二、《望海》与《喊海的人》:等待的石化与交流的彻底溃败
这两首诗是同一母题的残酷变奏,描绘了“期盼—石化—溃败”的三部曲。
1. 《望海》:期盼的终极形态
诗人将“望”这一动作的延续性推至极限——“望成一块礁石”。这是等待最悲壮的物化:一个主动的生命,为了一个被动的姿态(等待),放弃了所有生命的柔软与移动,主动选择成为海岸上永恒的痛苦坐标。“阳光砍我”“月光抽打”的幻觉,是石化过程中外界时间(日与夜)施加的、永无止境的酷刑。爱人的“等成一块礁石”则是镜像般的回声,勾勒出一幅双重石化、彼此隔绝的绝望图景——两块礁石隔海相望,永恒地构成“等待”本身,却永远无法完成“相遇”。
2. 《喊海的人》:交流的终极溃败
如果“望”是沉默的期待,“喊”则是积极的沟通尝试。然而结果更为恐怖:海没有被感动,反而被“喊”成了“又聋 / 又瞎 / 又哑 / 的丑陋 / 礁石”。这是交流的彻底溃败与反噬:主体试图沟通的客体(海),在主体暴力的情感投射下,不仅没有回应,反而失去了所有接收与反馈的器官(聋、瞎、哑),并凝固为丑陋的、拒绝的姿态(礁石)。“喊”这一行为,成了对客体实施的一种诗学谋杀,最终让主体面对一个更死寂、更拒绝的世界。
三、《大粪》:终极的祛魅与反向施肥
这是最具冒犯性也最彻底的一首。“大粪”是生命消化后的终极废料,是神圣性的绝对反面。诗人却要“把这堆大粪 / 磨碎 / 给飞翔 / 上色 / 金灿灿”。
这一行动包含了三重解构与重构:
1. 祛魅:将最崇高、最超越的意象“飞翔”,与最污秽的“大粪”强行关联。
2. 转化:通过“磨碎”这一物理暴力,试图改变物质的本质状态,使其可被利用。
3. 赋魅:用这污秽的粉末,为“飞翔”“上色”,且目标是“金灿灿”——一种虚假的、由粪便涂抹而成的神圣光辉。

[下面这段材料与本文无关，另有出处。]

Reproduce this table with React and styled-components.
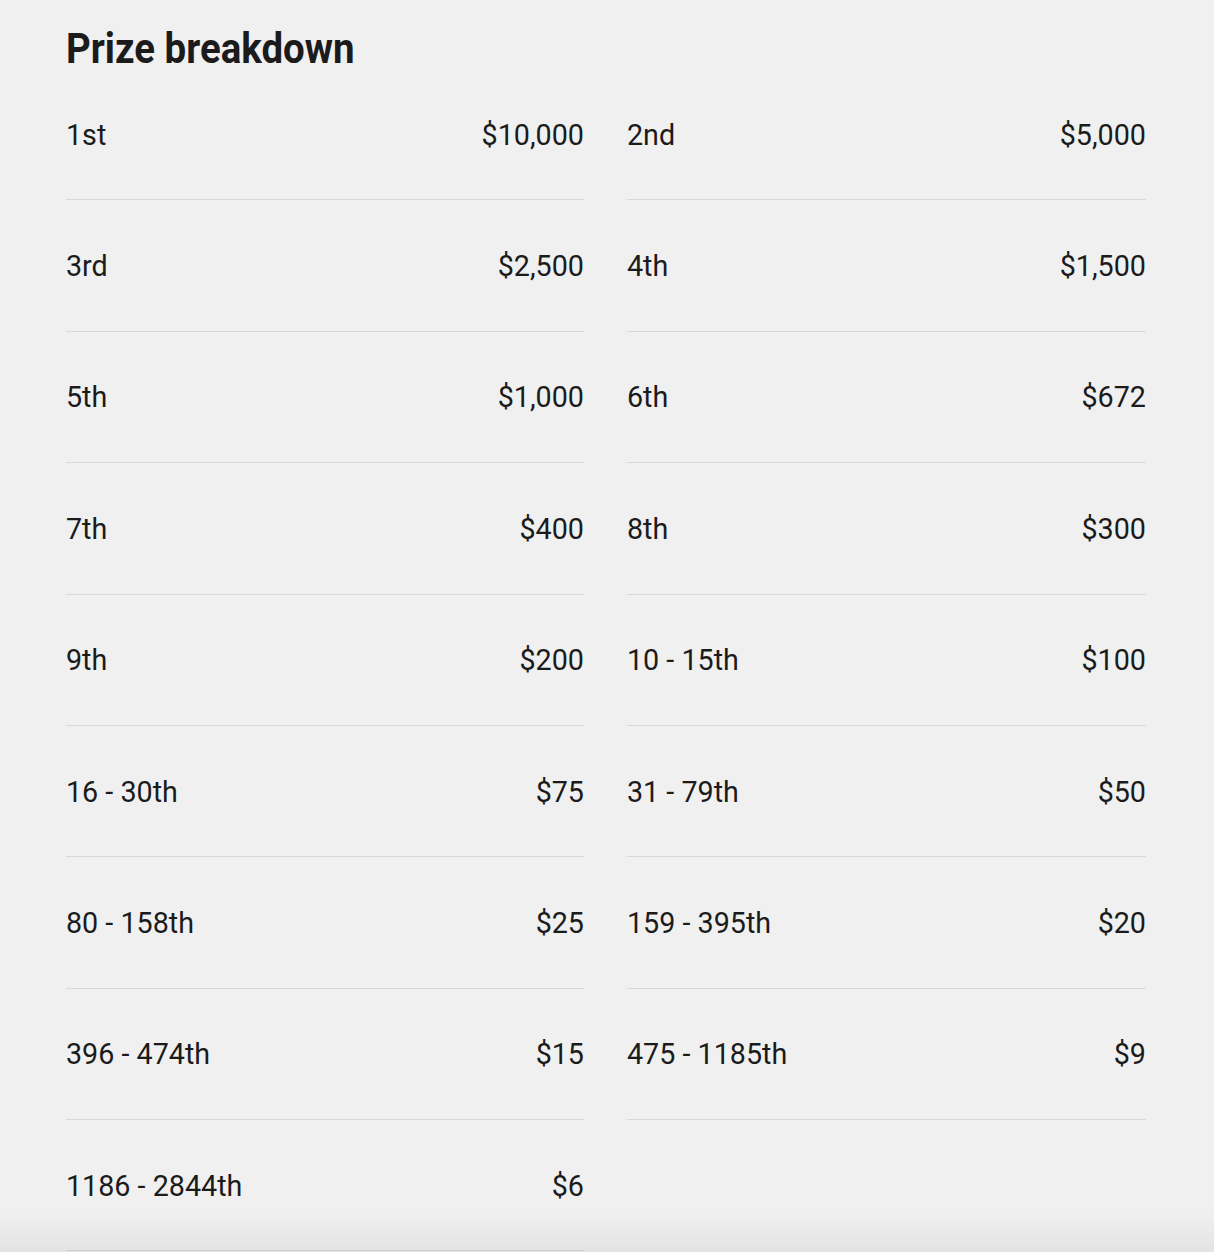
import React from "react";
import styled, { createGlobalStyle } from "styled-components";

const prizes = [
    ["1st", "$10,000"], ["2nd", "$5,000"],
    ["3rd", "$2,500"], ["4th", "$1,500"],
    ["5th", "$1,000"], ["6th", "$672"],
    ["7th", "$400"], ["8th", "$300"],
    ["9th", "$200"], ["10 - 15th", "$100"],
    ["16 - 30th", "$75"], ["31 - 79th", "$50"],
    ["80 - 158th", "$25"], ["159 - 395th", "$20"],
    ["396 - 474th", "$15"], ["475 - 1185th", "$9"],
    ["1186 - 2844th", "$6"],
];

export default function App(){
    return(
        <>
            <GlobalStyle/>
            <Page>
                <Title><span>Prize breakdown</span></Title>
                <PrizeGrid>
                    {prizes.map(([place, amount]) => (
                        <PrizeRow key={place}>
                            <span>{place}</span>
                            <span>{amount}</span>
                        </PrizeRow>
                    ))}
                </PrizeGrid>
            </Page>
            <BottomFade/>
        </>
    )
}

const GlobalStyle = createGlobalStyle`
    html, body{
        margin: 0;
        background: #f0f0f0;
    }
    body{
        font-family: Roboto, "Liberation Sans", sans-serif;
        color: #1b1b1b;
    }
`

const Page = styled.div`
    padding: 0 68px 0 66px;
    height: 1252px;
    box-sizing: border-box;
    overflow: hidden;
`

const Title = styled.h1`
    margin: 0;
    height: 69px;
    padding-top: 25px;
    box-sizing: border-box;
    font-size: 42px;
    line-height: 48px;
    font-weight: 700;
    color: #1b1b1b;
    span{
        display: inline-block;
        transform: scaleX(0.915);
        transform-origin: left center;
    }
`

const PrizeGrid = styled.div`
    display: grid;
    grid-template-columns: 518px 519px;
    column-gap: 43px;
`

const PrizeRow = styled.div`
    height: 131.375px;
    box-sizing: border-box;
    border-bottom: 1px solid #d9d9d9;
    display: flex;
    align-items: center;
    justify-content: space-between;
    font-size: 28.7px;
    padding-top: 1px;
`

const BottomFade = styled.div`
    position: fixed;
    left: 0;
    right: 0;
    bottom: 0;
    height: 40px;
    background: linear-gradient(to bottom, rgba(0,0,0,0), rgba(0,0,0,0.05));
    pointer-events: none;
`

这是一个极端讽刺的诗学寓言:当代的精神生产(“飞翔”),其光鲜亮丽的外表(“金灿灿”),其内在驱力与养分,是否正是来自被我们摒弃的、最粗鄙的现实经验与生存废料(“大粪”)?诗人以惊世骇俗的方式,提出了关于创作源泉与文明根基的终极质问。
总体评价:作为极限实验的诗学
这组诗是王瑞东诗歌中最为暴烈、决绝的篇章。它们共同描绘了一条从自我献祭(《血红人》),到外部求索的绝望僵化(《望海》《喊海的人》),再到直面最污秽本源并尝试反向创造(《大粪》)的完整精神路径。其价值在于:
诗学的冒犯:它们主动闯入美学与伦理的禁区,以“血”、“礁石”、“大粪”等意象,挑战诗意表达的边界。
存在的勘探:它们以极端的隐喻,勘探了人在追求纯粹、等待爱情、尝试交流、渴望创造时所可能遭遇的终极境况——成为祭品、成为顽石、制造废墟、咀嚼污秽。
形式的暴烈统一:短促、坚决、不带修饰的句子,与诗中粗暴的行动(割、涂、砍、抽、喊、磨)高度同构,形成了一种语言上的“行为艺术”。
这组诗不是让人愉悦的,而是让人不适与惊骇的。它们以近乎自毁的方式,完成了对某种存在真相的残酷揭示,其艺术力量正在于这种毫不妥协的极端性与实验性,堪称具有强烈精神冲击力的上乘之作。